== John Foster - Fosters Bakery Fosters Bakery, based in Barnsley, south Yorkshire, supplies fresh and frozen products to major retailers, airlines and caterers ==

It’s official; the ’powers that be’ think British people are stupid compared to our European neighbours! Well, they do when it comes to nutritional labelling of food to tackle unhealthy eating.

The EU is advocating a Europe-wide system of a monochrome GDA (Guideline Daily Amounts) for fat, sugar and salt, together with how the food inside the wrapper compares. But, once again, Britain prefers its own different and more stringent requirement - in this case multi-coloured traffic lights.
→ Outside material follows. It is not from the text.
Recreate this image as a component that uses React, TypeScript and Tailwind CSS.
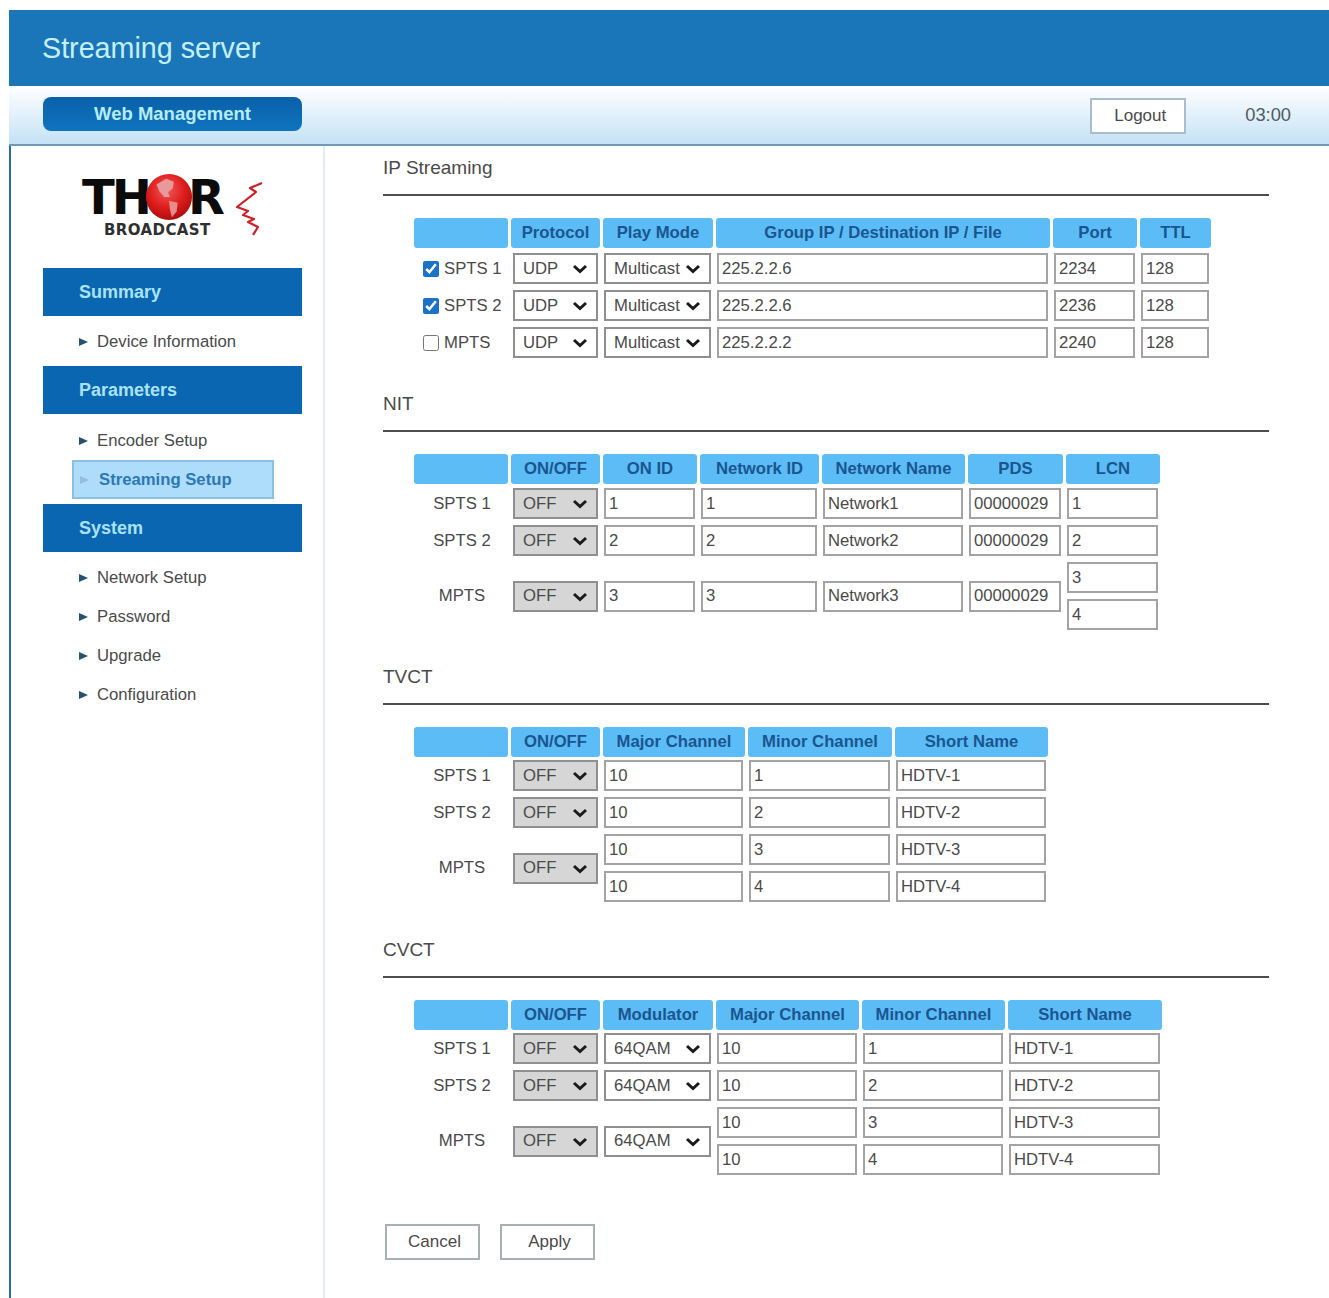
const sans = "font-['Liberation_Sans',Arial,sans-serif]";

function Opt({ value, gray, narrow }: { value: string; gray?: boolean; narrow?: boolean }) {
  return (
    <div className={`relative h-[31px] ${narrow ? 'ml-[1px] w-[85px]' : 'w-full'}`}>
      <select
        defaultValue={value}
        className={`appearance-none w-full h-[31px] border-2 border-[#8f8f8f] pl-[8px] text-[16.7px] text-[#4a4a4a] ${gray ? 'bg-[#d6d6d6]' : 'bg-white'}`}
      >
        <option>{value}</option>
      </select>
      <svg width="16" height="10" viewBox="0 0 16 10" className="absolute right-[10px] top-[11px] pointer-events-none">
        <path d="M2 2 L8 7.5 L14 2" fill="none" stroke="#1a1a1a" strokeWidth="3" />
      </svg>
    </div>
  );
}

function Field({ value }: { value: string }) {
  return (
    <input
      defaultValue={value}
      className="w-full h-[31px] border-2 border-[#a3a3a3] bg-white px-[3px] text-[16.7px] text-[#4a4a4a]"
    />
  );
}

function Head({ children }: { children?: string }) {
  return (
    <div className="h-[30px] rounded-[3px] bg-[#5cbdf6] flex items-center justify-center text-[16.7px] font-bold text-[#1b5590] whitespace-nowrap">
      {children}
    </div>
  );
}

function RowLabel({ children, span }: { children: string; span?: boolean }) {
  return (
    <div className={`flex items-center justify-center pl-[2px] text-[16.7px] text-[#4a4a4a] ${span ? 'row-span-2' : ''}`}>
      {children}
    </div>
  );
}

function Cell({ children, span }: { children: React.ReactNode; span?: boolean }) {
  return <div className={`flex items-center pl-[1px] pr-[2px] ${span ? 'row-span-2' : ''}`}>{children}</div>;
}

function Section({ title, className, children }: { title: string; className?: string; children: React.ReactNode }) {
  return (
    <section className={className}>
      <h2 className="h-[38px] text-[19px] leading-[24px] text-[#4a4a4a]">{title}</h2>
      <div className="h-[2px] w-[886px] bg-[#4d4d4d]" />
      <div className="ml-[31px] mt-[22px]">{children}</div>
    </section>
  );
}

function MenuTitle({ children }: { children: string }) {
  return (
    <div className="h-[48px] w-[259px] bg-[#0a66b0] pl-[36px] flex items-center text-[18px] font-bold text-[#a9e2f7]">
      {children}
    </div>
  );
}

function MenuItem({ children, active }: { children: string; active?: boolean }) {
  return (
    <div
      className={`flex items-center text-[16.7px] h-[39px] ${
        active
          ? 'ml-[29px] w-[202px] gap-[10px] border-2 border-[#8ebfe0] bg-[#aedcfb] pl-[6px] font-bold text-[#2b78b5]'
          : 'ml-[36px] gap-[9px] text-[#4a4a4a]'
      }`}
    >
      <span className={`h-0 w-0 border-y-[4px] border-l-[9px] border-y-transparent ${active ? 'border-l-[#93bfdd]' : 'border-l-[#25506f]'}`} />
      {children}
    </div>
  );
}

function Logo() {
  return (
    <div className="relative ml-[71px] h-[122px] w-[190px]">
      <div className="flex items-center h-[96px] pt-[6px] font-['DejaVu_Sans',sans-serif] font-bold text-[#0b0b0b] text-[48px] leading-[44px] tracking-[-3px]">
        <span>TH</span>
        <svg width="48" height="48" viewBox="0 0 50 50" className="ml-[-4px] mr-[-5px] shrink-0">
          <defs>
            <radialGradient id="globe" cx="45%" cy="35%" r="65%">
              <stop offset="0" stopColor="#f15a5a" />
              <stop offset="0.6" stopColor="#de1c1c" />
              <stop offset="1" stopColor="#b00d0d" />
            </radialGradient>
          </defs>
          <circle cx="25" cy="25" r="24" fill="url(#globe)" />
          <path d="M12 12 L22 6 L30 9 L29 16 L24 20 L26 25 L20 25 L15 19 Z" fill="#e89a9a" />
          <path d="M25 29 L34 31 L33 40 L28 46 L26 38 Z" fill="#e58c8c" />
        </svg>
        <span>R</span>
      </div>
      <div className="absolute left-[22px] top-[76px] font-['DejaVu_Sans',sans-serif] font-bold text-[15px] leading-[16px] tracking-[0.4px] text-[#2f2f2f]">
        BROADCAST
      </div>
      <svg width="30" height="56" viewBox="0 0 30 56" className="absolute left-[152px] top-[36px]">
        <path
          d="M28 1 L16 6 L22 10 L3 25 L14 29 L9 33 L20 37 L14 40 L24 45 L19 53"
          fill="none"
          stroke="#cf2027"
          strokeWidth="2.2"
          strokeLinejoin="round"
        />
      </svg>
    </div>
  );
}

export default function App() {
  return (
    <div className={`${sans} min-h-[1298px] w-[1329px] bg-white pt-[10px] pl-[9px] overflow-hidden`}>
      <header className="h-[76px] w-[1320px] bg-[#1a76b9] pl-[33px] pt-[2px] flex items-center text-[28.7px] text-[#c4effb]">
        Streaming server
      </header>
      <div className="h-[60px] w-[1320px] bg-gradient-to-b from-white to-[#c4e2f5] border-b-2 border-[#6f9ab8] pl-[34px] pr-[38px] flex items-center">
        <div className="mb-[2px] h-[34px] w-[259px] rounded-[8px] bg-gradient-to-b from-[#0a60a8] to-[#0f74c0] flex items-center justify-center text-[18.5px] font-bold text-[#b6ecf7]">
          Web Management
        </div>
        <button className="ml-auto mt-[2px] h-[36px] w-[96px] border-2 border-[#a9bdcb] bg-white pl-[4px] text-[17px] text-[#4a4a4a]">
          Logout
        </button>
        <span className="ml-[59px] text-[18.3px] text-[#4f5b63]">03:00</span>
      </div>
      <div className="flex h-[1153px] border-l-2 border-[#2a6c9c]">
        <aside className="w-[314px] shrink-0 border-r-2 border-[#dcedf7] pl-[32px]">
          <div className="-ml-[32px]"><Logo /></div>
          <MenuTitle>Summary</MenuTitle>
          <div className="h-[50px] pt-[2px] flex items-center"><MenuItem>Device Information</MenuItem></div>
          <MenuTitle>Parameters</MenuTitle>
          <div className="pt-[7px] pb-[5px]">
            <MenuItem>Encoder Setup</MenuItem>
            <MenuItem active>Streaming Setup</MenuItem>
          </div>
          <MenuTitle>System</MenuTitle>
          <div className="pt-[6px]">
            <MenuItem>Network Setup</MenuItem>
            <MenuItem>Password</MenuItem>
            <MenuItem>Upgrade</MenuItem>
            <MenuItem>Configuration</MenuItem>
          </div>
        </aside>
        <main className="pl-[58px] pt-[10px]">
          <Section title="IP Streaming">
            <div className="grid grid-cols-[94px_89px_110px_334px_84px_71px] grid-rows-[32px] auto-rows-[37px] gap-x-[3px]">
              <Head />
              <Head>Protocol</Head>
              <Head>Play Mode</Head>
              <Head>Group IP / Destination IP / File</Head>
              <Head>Port</Head>
              <Head>TTL</Head>
              {[
                ['SPTS 1', true, '225.2.2.6', '2234'],
                ['SPTS 2', true, '225.2.2.6', '2236'],
                ['MPTS', false, '225.2.2.2', '2240'],
              ].map(([name, on, ip, port]) => (
                <div key={name as string} className="contents">
                  <label className="flex items-center gap-[5px] pl-[9px] text-[16.7px] text-[#4a4a4a]">
                    <input type="checkbox" defaultChecked={on as boolean} className="h-[16px] w-[16px] accent-[#1a73c9]" />
                    {name as string}
                  </label>
                  <Cell><Opt value="UDP" narrow /></Cell>
                  <Cell><Opt value="Multicast" /></Cell>
                  <Cell><Field value={ip as string} /></Cell>
                  <Cell><Field value={port as string} /></Cell>
                  <Cell><Field value="128" /></Cell>
                </div>
              ))}
            </div>
          </Section>

          <Section title="NIT" className="mt-[31px]">
            <div className="grid grid-cols-[94px_89px_94px_119px_143px_95px_94px] grid-rows-[31px] auto-rows-[37px] gap-x-[3px]">
              <Head />
              <Head>ON/OFF</Head>
              <Head>ON ID</Head>
              <Head>Network ID</Head>
              <Head>Network Name</Head>
              <Head>PDS</Head>
              <Head>LCN</Head>
              {['1', '2'].map((n) => (
                <div key={n} className="contents">
                  <RowLabel>{`SPTS ${n}`}</RowLabel>
                  <Cell><Opt value="OFF" gray narrow /></Cell>
                  <Cell><Field value={n} /></Cell>
                  <Cell><Field value={n} /></Cell>
                  <Cell><Field value={`Network${n}`} /></Cell>
                  <Cell><Field value="00000029" /></Cell>
                  <Cell><Field value={n} /></Cell>
                </div>
              ))}
              <RowLabel span>MPTS</RowLabel>
              <Cell span><Opt value="OFF" gray narrow /></Cell>
              <Cell span><Field value="3" /></Cell>
              <Cell span><Field value="3" /></Cell>
              <Cell span><Field value="Network3" /></Cell>
              <Cell span><Field value="00000029" /></Cell>
              <Cell><Field value="3" /></Cell>
              <Cell><Field value="4" /></Cell>
            </div>
          </Section>

          <Section title="TVCT" className="mt-[32px]">
            <div className="grid grid-cols-[94px_89px_142px_144px_153px] grid-rows-[30px] auto-rows-[37px] gap-x-[3px]">
              <Head />
              <Head>ON/OFF</Head>
              <Head>Major Channel</Head>
              <Head>Minor Channel</Head>
              <Head>Short Name</Head>
              {['1', '2'].map((n) => (
                <div key={n} className="contents">
                  <RowLabel>{`SPTS ${n}`}</RowLabel>
                  <Cell><Opt value="OFF" gray narrow /></Cell>
                  <Cell><Field value="10" /></Cell>
                  <Cell><Field value={n} /></Cell>
                  <Cell><Field value={`HDTV-${n}`} /></Cell>
                </div>
              ))}
              <RowLabel span>MPTS</RowLabel>
              <Cell span><Opt value="OFF" gray narrow /></Cell>
              <Cell><Field value="10" /></Cell>
              <Cell><Field value="3" /></Cell>
              <Cell><Field value="HDTV-3" /></Cell>
              <Cell><Field value="10" /></Cell>
              <Cell><Field value="4" /></Cell>
              <Cell><Field value="HDTV-4" /></Cell>
            </div>
          </Section>

          <Section title="CVCT" className="mt-[33px]">
            <div className="grid grid-cols-[94px_89px_110px_143px_143px_154px] grid-rows-[30px] auto-rows-[37px] gap-x-[3px]">
              <Head />
              <Head>ON/OFF</Head>
              <Head>Modulator</Head>
              <Head>Major Channel</Head>
              <Head>Minor Channel</Head>
              <Head>Short Name</Head>
              {['1', '2'].map((n) => (
                <div key={n} className="contents">
                  <RowLabel>{`SPTS ${n}`}</RowLabel>
                  <Cell><Opt value="OFF" gray narrow /></Cell>
                  <Cell><Opt value="64QAM" /></Cell>
                  <Cell><Field value="10" /></Cell>
                  <Cell><Field value={n} /></Cell>
                  <Cell><Field value={`HDTV-${n}`} /></Cell>
                </div>
              ))}
              <RowLabel span>MPTS</RowLabel>
              <Cell span><Opt value="OFF" gray narrow /></Cell>
              <Cell span><Opt value="64QAM" /></Cell>
              <Cell><Field value="10" /></Cell>
              <Cell><Field value="3" /></Cell>
              <Cell><Field value="HDTV-3" /></Cell>
              <Cell><Field value="10" /></Cell>
              <Cell><Field value="4" /></Cell>
              <Cell><Field value="HDTV-4" /></Cell>
            </div>
          </Section>

          <div className="mt-[46px] flex gap-[20px] pl-[2px]">
            <button className="h-[36px] w-[95px] border-2 border-[#a7b0b0] bg-white pl-[4px] text-[17px] text-[#4a4a4a]">Cancel</button>
            <button className="h-[36px] w-[95px] border-2 border-[#a7b0b0] bg-white pl-[4px] text-[17px] text-[#4a4a4a]">Apply</button>
          </div>
        </main>
      </div>
    </div>
  );
}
It is important to tell consumers that a cream cake is less healthy than the wholemeal crispbread and that it’s good to allow consumers to differentiate between wholemeal crispbreads too. But why do we Brits have to have a different, more costly system of telling people than the rest of the world? This is just the latest extra burden that British food producers have to bear over and above our EU competitors.

Pig farmers, too, point to higher animal welfare requirements in the UK that put them at a disadvantage compared to the rest of the EU. I’ll get too upset if I dwell on the wooden benches that I burned, now proven to have been safe all along (as the rest of the EU told us), or the plastic wall panels that we were forced to use, later proven to be a fire hazard.

A standard close to my heart - and, according to Mrs Foster, possible heart attack - is the British Retail Consortium Global food standard. We’ve had Grade A for years, so I’m not moaning that it’s too high to pass, but the equivalent ISO standard is not as stringent. The same is true over health & safety. European machinery, despite it being CE safety-marked, has to be extra guarded, and a bit more expensive, in the UK than in the rest of the EU.

Last year, I did my Institute of Directors diploma and we discussed management accounting systems. I explained our system to fellow students, who then considered it too simplistic to effectively manage a company. I felt a tad inadequate until the eminent professor leading the session remarked that my systems were remarkably close to Scandinavian norms, as used by the likes of Ikea and Nokia, and, in his opinion, much more effective than the British way.

Drip, drip, drip: our competitiveness is being eaten away on irrelevances. No single aspect is that over-onerous; it’s just that British producers seem to have to (or want to) go that extra mile each and every time. Add it all together and conspiracy theorists might suspect someone in authority here is working for a foreign country’s development agency on some plot to frustrate our industry.

Can we just stop placing that extra bit of burden on UK food producers? That should give us the time and resources to pay more attention to the environmental side of life, where Britain, for once, is way behind its EU neighbours - and sadly failing.